RWE has grown into one of Europe’s top renewables players since a reorganisation of Germany’s energy sector and it continues to operate coal and nuclear-fired power stations, which are being phased out as part of the country’s energy shift.
Activist energy investor ENKRAFT has called on the company to separate its polluting lignite operations in a bid to cut emissions and remove a discount that has weighed on the stock as investors get more serious about dropping CO2-intense groups.
“RWE needs to sever ties with its lignite operations in order not to further hinder the future development of its core businesses,” said ENKRAFT, which holds more than 500,000 shares in the company.

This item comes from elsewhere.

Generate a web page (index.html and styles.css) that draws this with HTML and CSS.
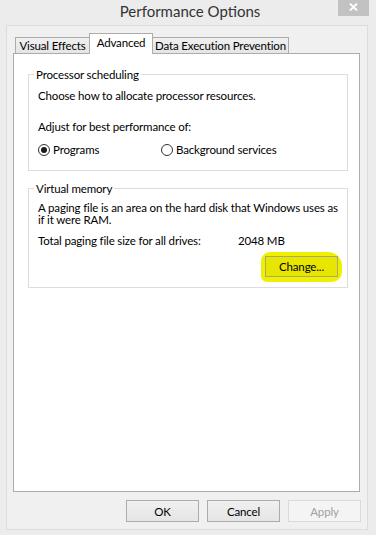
FILE: index.html
```html
<!DOCTYPE html>
<html lang="en">
<head>
    <meta charset="UTF-8">
    <title>Performance Options</title>
    <link rel="stylesheet" href="styles.css">
</head>
<body>
    <div class="window">
        <header class="titlebar">
            <span></span>
            <h1>Performance Options</h1>
            <button class="close-btn" aria-label="Close">
                <svg width="9" height="8" viewBox="0 0 9 8">
                    <path d="M1 0.5 L8 7.5 M8 0.5 L1 7.5" stroke="#fff" stroke-width="1.8" fill="none"/>
                </svg>
            </button>
        </header>

        <div class="client">
            <div class="tabs">
                <div class="tab tab-visual">Visual Effects</div>
                <div class="tab tab-advanced active">Advanced</div>
                <div class="tab tab-dep">Data Execution Prevention</div>
            </div>

            <div class="panel">
                <fieldset class="group group-cpu">
                    <legend>Processor scheduling</legend>
                    <p class="intro">Choose how to allocate processor resources.</p>
                    <p class="adjust">Adjust for best performance of:</p>
                    <div class="radio-row">
                        <label class="radio radio-programs">
                            <input type="radio" name="sched" checked>
                            <span>Programs</span>
                        </label>
                        <label class="radio">
                            <input type="radio" name="sched">
                            <span>Background services</span>
                        </label>
                    </div>
                </fieldset>

                <fieldset class="group group-vm">
                    <legend>Virtual memory</legend>
                    <p class="paging">A paging file is an area on the hard disk that Windows uses as if it were RAM.</p>
                    <div class="size-row">
                        <span class="size-label">Total paging file size for all drives:</span>
                        <span>2048 MB</span>
                    </div>
                    <div class="change-row">
                        <div class="highlight">
                            <button class="btn btn-change">Change...</button>
                        </div>
                    </div>
                </fieldset>
            </div>

            <div class="actions">
                <button class="btn">OK</button>
                <button class="btn">Cancel</button>
                <button class="btn" disabled>Apply</button>
            </div>
        </div>
    </div>
</body>
</html>
```

FILE: styles.css
```css
* {
    margin: 0;
    padding: 0;
    box-sizing: border-box;
}

body {
    background: #ececec;
    font-family: "Segoe UI", Lato, "Noto Sans", sans-serif;
    font-size: 11.5px;
    letter-spacing: -0.15px;
    color: #000;
}

.window {
    width: 376px;
    height: 535px;
    background: #ececec;
    padding: 0 8px 0 6px;
}

.titlebar {
    height: 25px;
    display: grid;
    grid-template-columns: 1fr auto 1fr;
    align-items: start;
}

.titlebar h1 {
    font-size: 15px;
    font-weight: 400;
    letter-spacing: 0;
    color: #333;
    line-height: 22px;
    margin-left: 6px;
}

.close-btn {
    justify-self: end;
    width: 31px;
    height: 16px;
    margin-right: -1px;
    background: #c2c2c2;
    border: none;
    display: flex;
    align-items: center;
    justify-content: center;
    padding-bottom: 3px;
}

.client {
    height: 505px;
    background: #f0f0f0;
    border: 1px solid #dcdcdc;
    padding: 7px 7px 7px 6px;
}

.tabs {
    height: 20px;
    padding-left: 2px;
    display: flex;
    align-items: flex-end;
    position: relative;
    z-index: 1;
}

.tab {
    height: 16px;
    border: 1px solid #acacac;
    border-bottom: none;
    background: linear-gradient(#f0f0f0, #e5e5e5);
    text-align: center;
    line-height: 15px;
    white-space: nowrap;
}

.tab-visual {
    width: 75px;
}

.tab-advanced {
    width: 64px;
    margin-left: -1px;
}

.tab-dep {
    width: 137px;
    margin-left: -1px;
}

.tab.active {
    height: 21px;
    margin-bottom: -1px;
    background: #fff;
    line-height: 17px;
}

.panel {
    width: 347px;
    height: 439px;
    background: #fff;
    border: 1px solid #acacac;
    padding: 13px 11px 0 14px;
}

.group {
    border: 1px solid #dcdcdc;
    padding: 0 4px 0 9px;
}

.group legend {
    margin-left: -4px;
    padding: 0 2px;
    line-height: 15px;
}

.group-cpu {
    padding-top: 6px;
    padding-bottom: 13px;
}

.intro {
    line-height: 15px;
}

.adjust {
    margin-top: 16px;
    line-height: 15px;
}

.radio-row {
    display: flex;
    margin-top: 8px;
    height: 15px;
    align-items: center;
}

.radio {
    display: flex;
    align-items: center;
    gap: 3px;
}

.radio-programs {
    width: 123px;
}

.radio input {
    appearance: none;
    width: 12px;
    height: 12px;
    border: 1px solid #333;
    border-radius: 50%;
    background: #fff;
    display: grid;
    place-items: center;
}

.radio input:checked::after {
    content: "";
    width: 6px;
    height: 6px;
    border-radius: 50%;
    background: #1c1c1c;
}

.group-vm {
    margin-top: 10px;
    padding-top: 6px;
    padding-bottom: 10px;
}

.paging {
    line-height: 12px;
}

.size-row {
    display: flex;
    margin-top: 7px;
    line-height: 15px;
}

.size-label {
    width: 200px;
}

.change-row {
    display: flex;
    justify-content: flex-end;
    margin-top: 8px;
    padding-right: 5px;
}

.highlight {
    background: #eef000;
    padding: 4px 4px 5px 4px;
    margin: -4px -4px -5px 0;
    border-radius: 9px 14px 10px 6px;
}

.btn {
    width: 73px;
    height: 22px;
    border: 1px solid #acacac;
    background: linear-gradient(#f0f0f0, #e5e5e5);
    font: inherit;
    letter-spacing: inherit;
    color: #000;
}

.btn-change {
    display: block;
    height: 21px;
    background: #e6e600;
    border-color: #a8a870;
}

.btn:disabled {
    background: #f4f4f4;
    border-color: #dadada;
    color: #a0a0a0;
}

.actions {
    display: flex;
    justify-content: flex-end;
    gap: 8px;
    margin-top: 8px;
    margin-right: -1px;
}
```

“RWE’s Q3 results are yet another example of how its legacy operations mask the performance and development of its core businesses.”
RWE said it is on track to reach its goal of expanding green energy capacity to more than 13 gigawatts (GW) by 2022, with 3.8 GW currently under construction.
Lower average wind power volumes and the impact from a cold snap in Texas this year weighed on profits at RWE’s renewables businesses. At the group’s solar and wind operations, nine-month adjusted EBITDA was down 38%.
RWE, which is scheduled to hold a capital markets day on Nov. 15, confirmed its outlook, saying it still expects adjusted EBITDA of 3 billion to 3.4 billion euros and a dividend of 0.90 euros per share.